### What is needed
Repeat the data below exactly, dropping any pictures it holds.

### Recorded information

## BEGIN

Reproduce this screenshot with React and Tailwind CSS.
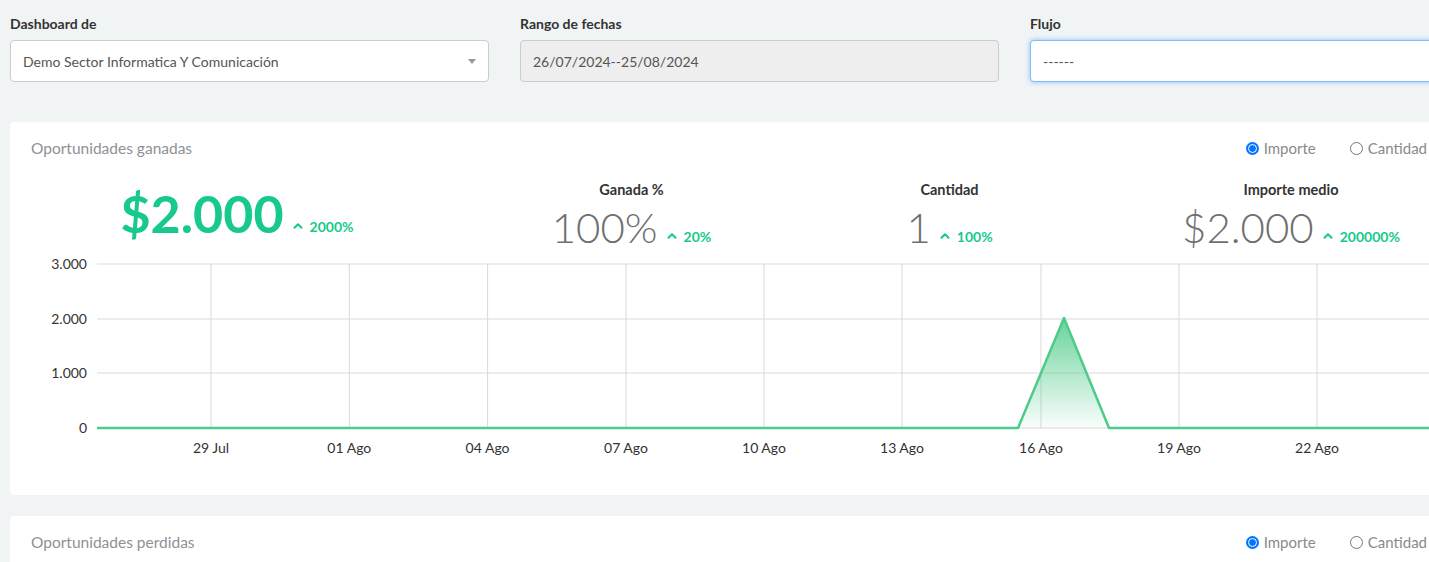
import { ChevronUp } from "lucide-react";

const font = { fontFamily: "Lato, 'Noto Sans', sans-serif" };

function Radio({ checked, label }) {
  return (
    <label className="flex items-center gap-[5px] text-[15px] text-[#8a8a8a]">
      {checked ? (
        <span className="w-[13px] h-[13px] rounded-full bg-[#0075ff] flex items-center justify-center">
          <span className="w-[9px] h-[9px] rounded-full border-[1.5px] border-white bg-[#0075ff]" />
        </span>
      ) : (
        <span className="w-[13px] h-[13px] rounded-full border border-[#767676] bg-white" />
      )}
      <span>{label}</span>
    </label>
  );
}

function CardHeader({ title }) {
  return (
    <div className="flex items-center justify-between pl-[21px] pr-[82px] pt-[16px] h-[36px]">
      <span className="text-[15.5px] leading-5 text-[#8d9196]">{title}</span>
      <div className="flex items-center gap-[34px]">
        <Radio checked label="Importe" />
        <Radio label="Cantidad" />
      </div>
    </div>
  );
}

function Delta({ value }) {
  return (
    <span className="flex items-center gap-[5px] text-[14px] font-bold text-[#17c98a] ml-[7px]">
      <ChevronUp size={14} strokeWidth={3.5} />
      {value}
    </span>
  );
}

function Stat({ label, value, delta, width }) {
  return (
    <div className={`flex flex-col items-center ${width}`}>
      <div className="text-[14.5px] leading-5 font-bold text-[#333]">{label}</div>
      <div className="flex items-baseline mt-[3px]">
        <span className="text-[42px] leading-[48px] font-light text-[#6f6f6f]">{value}</span>
        <Delta value={delta} />
      </div>
    </div>
  );
}

const xs = [201, 339.3, 477.6, 616, 754, 892, 1031, 1169, 1307, 1446];
const xl = ["29 Jul", "01 Ago", "04 Ago", "07 Ago", "10 Ago", "13 Ago", "16 Ago", "19 Ago", "22 Ago"];
const ys = [[8, "3.000"], [63, "2.000"], [117, "1.000"], [172, "0"]];

function Chart() {
  return (
    <svg width="1498" height="215" className="block" style={font}>
      <defs>
        <linearGradient id="g" x1="0" y1="0" x2="0" y2="1">
          <stop offset="0" stopColor="#4ecb8a" stopOpacity="0.85" />
          <stop offset="1" stopColor="#4ecb8a" stopOpacity="0.03" />
        </linearGradient>
      </defs>
      {ys.map(([y, t]) => (
        <g key={t}>
          <line x1="87" x2="1498" y1={y} y2={y} stroke="#d9d9d9" />
          <text x="77" y={y + 5} textAnchor="end" fontSize="14" fill="#333">{t}</text>
        </g>
      ))}
      {xs.map((x, i) => (
        <g key={i}>
          <line x1={x} x2={x} y1="8" y2="172" stroke="#d9d9d9" />
          {xl[i] && (
            <text x={x} y="197" textAnchor="middle" fontSize="14" fill="#333">{xl[i]}</text>
          )}
        </g>
      ))}
      <polygon points="1008,172 1054,62 1099,172" fill="url(#g)" />
      <polyline points="87,172 1008,172 1054,62 1099,172 1498,172" fill="none" stroke="#4ecb8a" strokeWidth="2.5" strokeLinejoin="round" />
    </svg>
  );
}

export default function App() {
  return (
    <div className="w-full h-[562px] overflow-hidden bg-[#f1f4f5]" style={font}>
      <div className="w-[1519px]">
        <div className="flex gap-[31px] pl-[10px] pt-[14px]">
          <div className="w-[479px]">
            <div className="text-[14px] leading-5 font-bold text-[#333]">Dashboard de</div>
            <div className="mt-[6px] h-[42px] bg-white border border-[#ccc] rounded-[4px] flex items-center justify-between pl-[12px] pr-[12px]">
              <span className="text-[14px] text-[#555]">Demo Sector Informatica Y Comunicación</span>
              <span className="w-0 h-0 border-l-[4px] border-r-[4px] border-t-[5px] border-l-transparent border-r-transparent border-t-[#999]" />
            </div>
          </div>
          <div className="w-[479px]">
            <div className="text-[14px] leading-5 font-bold text-[#333]">Rango de fechas</div>
            <div className="mt-[6px] h-[42px] bg-[#eeeeee] border border-[#ccc] rounded-[4px] flex items-center pl-[12px]">
              <span className="text-[14px] text-[#555]">26/07/2024--25/08/2024</span>
            </div>
          </div>
          <div className="w-[479px]">
            <div className="text-[14px] leading-5 font-bold text-[#333]">Flujo</div>
            <div className="mt-[6px] h-[42px] bg-white border border-[#80bdff] rounded-[4px] flex items-center pl-[12px] shadow-[0_0_5px_rgba(0,123,255,0.45)]">
              <span className="text-[14px] text-[#555]">------</span>
            </div>
          </div>
        </div>

        <div className="mx-[10px] mt-[40px] h-[373px] bg-white rounded-[4px]">
          <CardHeader title="Oportunidades ganadas" />
          <div className="flex items-start mt-[22px] h-[76px]">
            <div className="w-[430px] flex justify-center pl-[24px] items-baseline mt-[3px]">
              <span className="text-[52px] leading-[60px] font-bold text-[#17c98a]">$2.000</span>
              <Delta value="2000%" />
            </div>
            <Stat label="Ganada %" value="100%" delta="20%" width="w-[383px]" />
            <Stat label="Cantidad" value="1" delta="100%" width="w-[253px]" />
            <Stat label="Importe medio" value="$2.000" delta="200000%" width="w-[430px]" />
          </div>
          <Chart />
        </div>

        <div className="mx-[10px] mt-[21px] h-[120px] bg-white rounded-[4px]">
          <CardHeader title="Oportunidades perdidas" />
        </div>
      </div>
    </div>
  );
}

## END

### Completed exercise
Reproduce this screenshot with React and Tailwind CSS.
import { ChevronUp } from "lucide-react";

const font = { fontFamily: "Lato, 'Noto Sans', sans-serif" };

function Radio({ checked, label }) {
  return (
    <label className="flex items-center gap-[5px] text-[15px] text-[#8a8a8a]">
      {checked ? (
        <span className="w-[13px] h-[13px] rounded-full bg-[#0075ff] flex items-center justify-center">
          <span className="w-[9px] h-[9px] rounded-full border-[1.5px] border-white bg-[#0075ff]" />
        </span>
      ) : (
        <span className="w-[13px] h-[13px] rounded-full border border-[#767676] bg-white" />
      )}
      <span>{label}</span>
    </label>
  );
}

function CardHeader({ title }) {
  return (
    <div className="flex items-center justify-between pl-[21px] pr-[82px] pt-[16px] h-[36px]">
      <span className="text-[15.5px] leading-5 text-[#8d9196]">{title}</span>
      <div className="flex items-center gap-[34px]">
        <Radio checked label="Importe" />
        <Radio label="Cantidad" />
      </div>
    </div>
  );
}

function Delta({ value }) {
  return (
    <span className="flex items-center gap-[5px] text-[14px] font-bold text-[#17c98a] ml-[7px]">
      <ChevronUp size={14} strokeWidth={3.5} />
      {value}
    </span>
  );
}

function Stat({ label, value, delta, width }) {
  return (
    <div className={`flex flex-col items-center ${width}`}>
      <div className="text-[14.5px] leading-5 font-bold text-[#333]">{label}</div>
      <div className="flex items-baseline mt-[3px]">
        <span className="text-[42px] leading-[48px] font-light text-[#6f6f6f]">{value}</span>
        <Delta value={delta} />
      </div>
    </div>
  );
}

const xs = [201, 339.3, 477.6, 616, 754, 892, 1031, 1169, 1307, 1446];
const xl = ["29 Jul", "01 Ago", "04 Ago", "07 Ago", "10 Ago", "13 Ago", "16 Ago", "19 Ago", "22 Ago"];
const ys = [[8, "3.000"], [63, "2.000"], [117, "1.000"], [172, "0"]];

function Chart() {
  return (
    <svg width="1498" height="215" className="block" style={font}>
      <defs>
        <linearGradient id="g" x1="0" y1="0" x2="0" y2="1">
          <stop offset="0" stopColor="#4ecb8a" stopOpacity="0.85" />
          <stop offset="1" stopColor="#4ecb8a" stopOpacity="0.03" />
        </linearGradient>
      </defs>
      {ys.map(([y, t]) => (
        <g key={t}>
          <line x1="87" x2="1498" y1={y} y2={y} stroke="#d9d9d9" />
          <text x="77" y={y + 5} textAnchor="end" fontSize="14" fill="#333">{t}</text>
        </g>
      ))}
      {xs.map((x, i) => (
        <g key={i}>
          <line x1={x} x2={x} y1="8" y2="172" stroke="#d9d9d9" />
          {xl[i] && (
            <text x={x} y="197" textAnchor="middle" fontSize="14" fill="#333">{xl[i]}</text>
          )}
        </g>
      ))}
      <polygon points="1008,172 1054,62 1099,172" fill="url(#g)" />
      <polyline points="87,172 1008,172 1054,62 1099,172 1498,172" fill="none" stroke="#4ecb8a" strokeWidth="2.5" strokeLinejoin="round" />
    </svg>
  );
}

export default function App() {
  return (
    <div className="w-full h-[562px] overflow-hidden bg-[#f1f4f5]" style={font}>
      <div className="w-[1519px]">
        <div className="flex gap-[31px] pl-[10px] pt-[14px]">
          <div className="w-[479px]">
            <div className="text-[14px] leading-5 font-bold text-[#333]">Dashboard de</div>
            <div className="mt-[6px] h-[42px] bg-white border border-[#ccc] rounded-[4px] flex items-center justify-between pl-[12px] pr-[12px]">
              <span className="text-[14px] text-[#555]">Demo Sector Informatica Y Comunicación</span>
              <span className="w-0 h-0 border-l-[4px] border-r-[4px] border-t-[5px] border-l-transparent border-r-transparent border-t-[#999]" />
            </div>
          </div>
          <div className="w-[479px]">
            <div className="text-[14px] leading-5 font-bold text-[#333]">Rango de fechas</div>
            <div className="mt-[6px] h-[42px] bg-[#eeeeee] border border-[#ccc] rounded-[4px] flex items-center pl-[12px]">
              <span className="text-[14px] text-[#555]">26/07/2024--25/08/2024</span>
            </div>
          </div>
          <div className="w-[479px]">
            <div className="text-[14px] leading-5 font-bold text-[#333]">Flujo</div>
            <div className="mt-[6px] h-[42px] bg-white border border-[#80bdff] rounded-[4px] flex items-center pl-[12px] shadow-[0_0_5px_rgba(0,123,255,0.45)]">
              <span className="text-[14px] text-[#555]">------</span>
            </div>
          </div>
        </div>

        <div className="mx-[10px] mt-[40px] h-[373px] bg-white rounded-[4px]">
          <CardHeader title="Oportunidades ganadas" />
          <div className="flex items-start mt-[22px] h-[76px]">
            <div className="w-[430px] flex justify-center pl-[24px] items-baseline mt-[3px]">
              <span className="text-[52px] leading-[60px] font-bold text-[#17c98a]">$2.000</span>
              <Delta value="2000%" />
            </div>
            <Stat label="Ganada %" value="100%" delta="20%" width="w-[383px]" />
            <Stat label="Cantidad" value="1" delta="100%" width="w-[253px]" />
            <Stat label="Importe medio" value="$2.000" delta="200000%" width="w-[430px]" />
          </div>
          <Chart />
        </div>

        <div className="mx-[10px] mt-[21px] h-[120px] bg-white rounded-[4px]">
          <CardHeader title="Oportunidades perdidas" />
        </div>
      </div>
    </div>
  );
}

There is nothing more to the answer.